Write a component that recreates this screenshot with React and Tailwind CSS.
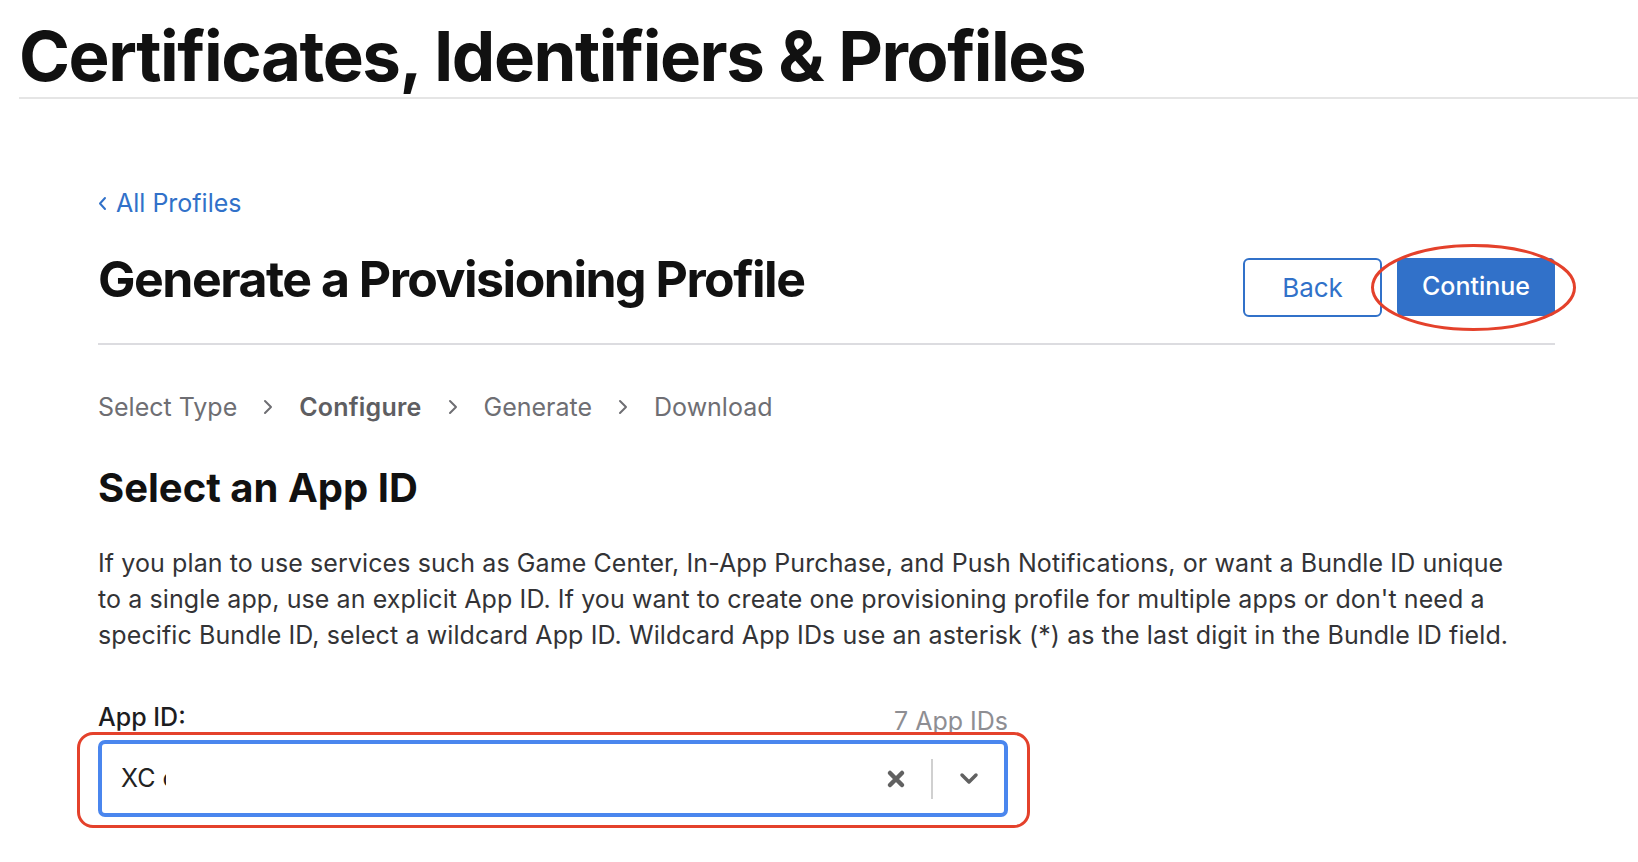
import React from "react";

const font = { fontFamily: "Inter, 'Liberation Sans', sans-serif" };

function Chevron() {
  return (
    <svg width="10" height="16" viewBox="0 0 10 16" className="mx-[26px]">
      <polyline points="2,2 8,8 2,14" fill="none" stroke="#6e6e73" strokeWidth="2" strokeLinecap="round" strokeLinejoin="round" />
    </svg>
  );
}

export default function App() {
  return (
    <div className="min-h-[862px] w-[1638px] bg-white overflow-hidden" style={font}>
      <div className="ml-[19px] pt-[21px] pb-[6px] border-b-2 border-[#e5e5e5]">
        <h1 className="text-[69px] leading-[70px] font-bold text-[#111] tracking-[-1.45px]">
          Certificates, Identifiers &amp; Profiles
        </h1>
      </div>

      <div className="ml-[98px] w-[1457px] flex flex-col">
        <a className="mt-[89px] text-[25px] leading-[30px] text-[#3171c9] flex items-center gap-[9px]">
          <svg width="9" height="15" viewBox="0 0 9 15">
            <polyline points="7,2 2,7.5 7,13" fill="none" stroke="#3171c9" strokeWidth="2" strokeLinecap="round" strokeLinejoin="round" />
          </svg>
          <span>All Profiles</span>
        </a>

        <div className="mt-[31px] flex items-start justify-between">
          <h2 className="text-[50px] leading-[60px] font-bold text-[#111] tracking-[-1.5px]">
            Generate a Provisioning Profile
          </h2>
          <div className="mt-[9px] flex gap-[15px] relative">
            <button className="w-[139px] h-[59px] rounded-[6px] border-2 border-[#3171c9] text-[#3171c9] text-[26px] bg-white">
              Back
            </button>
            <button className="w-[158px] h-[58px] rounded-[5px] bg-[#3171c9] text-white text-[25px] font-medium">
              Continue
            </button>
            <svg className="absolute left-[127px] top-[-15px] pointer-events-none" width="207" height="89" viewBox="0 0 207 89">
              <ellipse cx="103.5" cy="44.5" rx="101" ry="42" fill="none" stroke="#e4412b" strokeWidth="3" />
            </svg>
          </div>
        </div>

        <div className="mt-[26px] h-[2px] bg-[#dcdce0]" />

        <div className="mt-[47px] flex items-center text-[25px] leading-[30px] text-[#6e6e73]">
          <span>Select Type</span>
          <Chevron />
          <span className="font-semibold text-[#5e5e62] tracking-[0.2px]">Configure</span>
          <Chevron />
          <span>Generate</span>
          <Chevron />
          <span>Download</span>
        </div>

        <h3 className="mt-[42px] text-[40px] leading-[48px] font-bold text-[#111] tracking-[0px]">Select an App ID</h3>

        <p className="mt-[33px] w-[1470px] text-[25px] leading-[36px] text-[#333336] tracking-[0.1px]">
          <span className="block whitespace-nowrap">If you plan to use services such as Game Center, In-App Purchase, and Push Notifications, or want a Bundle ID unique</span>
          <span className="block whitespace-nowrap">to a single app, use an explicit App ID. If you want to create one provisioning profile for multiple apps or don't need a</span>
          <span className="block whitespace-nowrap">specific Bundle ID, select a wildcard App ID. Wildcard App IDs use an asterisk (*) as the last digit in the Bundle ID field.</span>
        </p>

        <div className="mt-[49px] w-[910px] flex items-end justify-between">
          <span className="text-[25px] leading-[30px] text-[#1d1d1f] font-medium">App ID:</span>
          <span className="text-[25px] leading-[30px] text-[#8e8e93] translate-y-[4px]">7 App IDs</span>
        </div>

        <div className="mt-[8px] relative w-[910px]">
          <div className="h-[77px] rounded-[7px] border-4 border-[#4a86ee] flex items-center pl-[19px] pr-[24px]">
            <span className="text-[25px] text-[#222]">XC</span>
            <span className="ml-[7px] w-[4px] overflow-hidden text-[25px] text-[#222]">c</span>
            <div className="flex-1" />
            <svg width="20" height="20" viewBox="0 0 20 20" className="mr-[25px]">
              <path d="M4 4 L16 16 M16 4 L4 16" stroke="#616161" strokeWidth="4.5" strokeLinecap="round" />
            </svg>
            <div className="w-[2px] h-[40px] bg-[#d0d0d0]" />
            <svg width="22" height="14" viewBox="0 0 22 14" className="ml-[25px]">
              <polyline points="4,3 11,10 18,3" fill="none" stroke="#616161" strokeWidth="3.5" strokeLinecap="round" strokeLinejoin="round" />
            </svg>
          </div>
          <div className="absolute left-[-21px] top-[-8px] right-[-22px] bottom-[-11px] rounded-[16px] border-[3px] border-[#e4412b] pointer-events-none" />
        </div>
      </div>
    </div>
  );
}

+++

WORK TO DO: The data above should be repeated exactly, minus any pictures.

SOLUTION TO THE EXERCISE:
Write a component that recreates this screenshot with React and Tailwind CSS.
import React from "react";

const font = { fontFamily: "Inter, 'Liberation Sans', sans-serif" };

function Chevron() {
  return (
    <svg width="10" height="16" viewBox="0 0 10 16" className="mx-[26px]">
      <polyline points="2,2 8,8 2,14" fill="none" stroke="#6e6e73" strokeWidth="2" strokeLinecap="round" strokeLinejoin="round" />
    </svg>
  );
}

export default function App() {
  return (
    <div className="min-h-[862px] w-[1638px] bg-white overflow-hidden" style={font}>
      <div className="ml-[19px] pt-[21px] pb-[6px] border-b-2 border-[#e5e5e5]">
        <h1 className="text-[69px] leading-[70px] font-bold text-[#111] tracking-[-1.45px]">
          Certificates, Identifiers &amp; Profiles
        </h1>
      </div>

      <div className="ml-[98px] w-[1457px] flex flex-col">
        <a className="mt-[89px] text-[25px] leading-[30px] text-[#3171c9] flex items-center gap-[9px]">
          <svg width="9" height="15" viewBox="0 0 9 15">
            <polyline points="7,2 2,7.5 7,13" fill="none" stroke="#3171c9" strokeWidth="2" strokeLinecap="round" strokeLinejoin="round" />
          </svg>
          <span>All Profiles</span>
        </a>

        <div className="mt-[31px] flex items-start justify-between">
          <h2 className="text-[50px] leading-[60px] font-bold text-[#111] tracking-[-1.5px]">
            Generate a Provisioning Profile
          </h2>
          <div className="mt-[9px] flex gap-[15px] relative">
            <button className="w-[139px] h-[59px] rounded-[6px] border-2 border-[#3171c9] text-[#3171c9] text-[26px] bg-white">
              Back
            </button>
            <button className="w-[158px] h-[58px] rounded-[5px] bg-[#3171c9] text-white text-[25px] font-medium">
              Continue
            </button>
            <svg className="absolute left-[127px] top-[-15px] pointer-events-none" width="207" height="89" viewBox="0 0 207 89">
              <ellipse cx="103.5" cy="44.5" rx="101" ry="42" fill="none" stroke="#e4412b" strokeWidth="3" />
            </svg>
          </div>
        </div>

        <div className="mt-[26px] h-[2px] bg-[#dcdce0]" />

        <div className="mt-[47px] flex items-center text-[25px] leading-[30px] text-[#6e6e73]">
          <span>Select Type</span>
          <Chevron />
          <span className="font-semibold text-[#5e5e62] tracking-[0.2px]">Configure</span>
          <Chevron />
          <span>Generate</span>
          <Chevron />
          <span>Download</span>
        </div>

        <h3 className="mt-[42px] text-[40px] leading-[48px] font-bold text-[#111] tracking-[0px]">Select an App ID</h3>

        <p className="mt-[33px] w-[1470px] text-[25px] leading-[36px] text-[#333336] tracking-[0.1px]">
          <span className="block whitespace-nowrap">If you plan to use services such as Game Center, In-App Purchase, and Push Notifications, or want a Bundle ID unique</span>
          <span className="block whitespace-nowrap">to a single app, use an explicit App ID. If you want to create one provisioning profile for multiple apps or don't need a</span>
          <span className="block whitespace-nowrap">specific Bundle ID, select a wildcard App ID. Wildcard App IDs use an asterisk (*) as the last digit in the Bundle ID field.</span>
        </p>

        <div className="mt-[49px] w-[910px] flex items-end justify-between">
          <span className="text-[25px] leading-[30px] text-[#1d1d1f] font-medium">App ID:</span>
          <span className="text-[25px] leading-[30px] text-[#8e8e93] translate-y-[4px]">7 App IDs</span>
        </div>

        <div className="mt-[8px] relative w-[910px]">
          <div className="h-[77px] rounded-[7px] border-4 border-[#4a86ee] flex items-center pl-[19px] pr-[24px]">
            <span className="text-[25px] text-[#222]">XC</span>
            <span className="ml-[7px] w-[4px] overflow-hidden text-[25px] text-[#222]">c</span>
            <div className="flex-1" />
            <svg width="20" height="20" viewBox="0 0 20 20" className="mr-[25px]">
              <path d="M4 4 L16 16 M16 4 L4 16" stroke="#616161" strokeWidth="4.5" strokeLinecap="round" />
            </svg>
            <div className="w-[2px] h-[40px] bg-[#d0d0d0]" />
            <svg width="22" height="14" viewBox="0 0 22 14" className="ml-[25px]">
              <polyline points="4,3 11,10 18,3" fill="none" stroke="#616161" strokeWidth="3.5" strokeLinecap="round" strokeLinejoin="round" />
            </svg>
          </div>
          <div className="absolute left-[-21px] top-[-8px] right-[-22px] bottom-[-11px] rounded-[16px] border-[3px] border-[#e4412b] pointer-events-none" />
        </div>
      </div>
    </div>
  );
}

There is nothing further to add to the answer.